REPUBLIKA.CO.ID, BANDUNG -- Dewan Pemerhati Kehutanan dan Lingkungan Tatar Sunda (DPKLTS) menyatakan dengan tegas penolakan terhadap rencana Pemerintah Pusat terkait penggenangan Waduk Jatigede. DPKLTS mengatakan ada masalah sosial dan budaya yang harus diperhatikan dalam permasalahan Waduk Jatigede ini.
Salah satu alasan DPKLTS menentang penggenangan Waduk Jatigede yang akan dilakukan pada 1 Agustus mendatang ialah terkait adanya situs bersejarah di area penggenangan. Ketua DPKLTS Mubiar Purwasasmita mengatakan ada sebuah situs kabuyutan di area tersebut.
Situs kabuyutan tersebut dipercaya merupakan peninggalan Kerajaan Sumedang Larang yang menjadi cikal bakal masyarakat Sunda di kawasan tersebut. "Ini bukan masalah ganti rugi," ujar Mubiar kepada Republika saat ditemui di ruangannya pada Selasa (28/7) sore.
Selain itu, Mubiar mengatakan masyarakat di Jatigede memiliki kesejahteraan dari bertani. Mubiar mengatakan selama ini perencanaan pemindahan warga kurang matang. Mubiar menilai proses pemindahan warga ini tidak diimbangi dengan mempertimbangkan budaya bertani yang melekat pada masyarakat Jatigede.

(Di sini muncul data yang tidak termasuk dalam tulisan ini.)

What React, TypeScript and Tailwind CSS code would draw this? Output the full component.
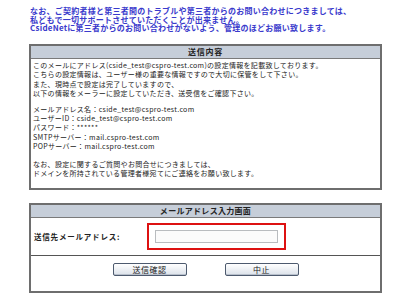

Mubiar melihat proses resettle yang sebelumnya dilakukan tidak memperhitungkan budaya tani tersebut, sehingga banyak warga yang menolak untuk pindah. Menurut Mubiar, pemerintah seharusnya tetap mempertahankan kesejahteraan masyarakat.
"Jangan hanya dibayar lalu disuruh pergi, itu kelewatan," tegas Mubiar.
Waduk Jatigede rencananya akan digenangi dengan luas mencapai hampir 5 ribu hektare. Waduk Jatigede ini diperkirakan akan dapat menampung air dengan volume hingga 980 juta meter kubik. Rencananya, penggenangan akan dilakukan pada 1 Agustus mendatang dan dihadiri langsung oleh Presiden Joko Widodo.